La noción de rebeldía pertenece hoy a determinado tipo de sujeto: un adolescente que se viste como para ir a un cumpleaños de quince, con chupines, pantalón caqui y cinto, camisa oscura slim fit, las manos en los bolsillos y sonrisa para la foto. A veces andan de traje. Ocasionalmente, unos lentes dan el toque intelectual. La ideología es libertaria, un concepto importado desde Estados Unidos. El rebelde de hoy es antisocial por torpeza, no sabe manejarse en el mundo real porque creció atrás de una pantalla. Tienen en alto estima las monedas virtuales, los flujos financieros, las nuevas tecnologías. En sus perfiles de redes sociales aseguran: «soy mi propio jefe».

Un origen de la rebeldía se remonta a los años cincuenta, a James Dean con chaqueta de cuero y un cigarrillo en la boca, arriba de un auto deportivo pisteando por carreteras vacías de estados sureños. Ser rebelde, entonces, correspondía a una juventud harta de las normas viejas. La rebeldía se legislaba por sus propios códigos. Marlon Brando es otro rebelde: de mirada segura y penetrante, es un joven solitario y leal, que no transa con la hipocresía de la sociedad. La rebeldía proponía una forma de vida nueva, más auténtica, como si no hubiera lugar para las nuevas subjetividades en el sistema capitalista. Los rebeldes chicos bitcoineros, a diferencia de los rebeldes del pasado, son pulcros y creen en un capitalismo llevado a su extremo.

Para ser rebelde había que alejarse de las ciudades en los años sesenta, salirse del sistema para crear uno propio: una vida en el campo, feliz, experimentando con drogas y comida orgánica, en lo posible sin bañarse. Vivir afuera del sistema, en un sistema alternativo, no es gratis. Sale caro. El poema Aullido, de Allen Ginsberg, observa esta comunidad de gente rota: chicos que buscan un pinchazo fugaz de heroína, chicas a la deriva, perdidas, como zombis, viviendo abajo de los puentes. El rebelde de hoy no está afuera del sistema, no quiere verlo explotar. Lo alimenta, lo cuida, está integrado, demasiado integrado. Su cultura es la que cultivaron sus mayores, los más poderosos. Plata, oro y monedas. Pantallas, new age, autoayuda.
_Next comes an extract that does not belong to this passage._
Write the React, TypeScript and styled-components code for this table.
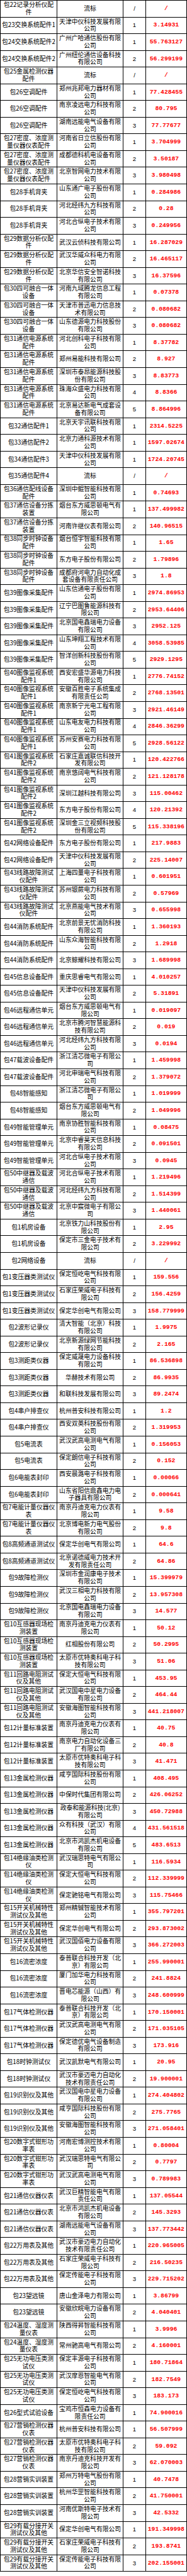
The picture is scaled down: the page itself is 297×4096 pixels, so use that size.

Un rebelde extremo es el de los setenta, cuando todavía existía la idea de cambiar el mundo. El rebelde de los setenta lleva sus ideales hasta la muerte. Pone bombas, arma sociedades secretas, vive al margen de la ley, cuidando de no ser descubierto por agentes del gobierno. El rebelde encarna el ideal de la resistencia, cultiva la lectura de textos marxistas en las sombras, sostiene un fusil entre las manos, está seguro de luchar por un mundo mejor. Es quizá el rebelde más inocente, y aunque en toda rebeldía la inocencia es un factor principal, el rebelde de los setenta muere por sus causas perdidas.

Mi rebelde favorito es el de los noventa. Caído el muro, perdidas las ilusiones, los rebeldes se entregan a los circuitos alternativos del capital, a vivir la vida en su máxima expresión, porque no existe el futuro ni el mañana. Hoy es hoy y mañana, quién sabe, podemos estar muertos. Los rebeldes de fin de siglo no tenían nada, y tampoco querían tener. Era una vida simple, nocturna, que aceptaba su condición neoliberal. La rebeldía se vació de política, ni de izquierda ni de derecha, simplemente under. El fin de los utopismos trajo cocaína y cinismo: la superficialidad de las cosas, la risa amarga de que todo da igual.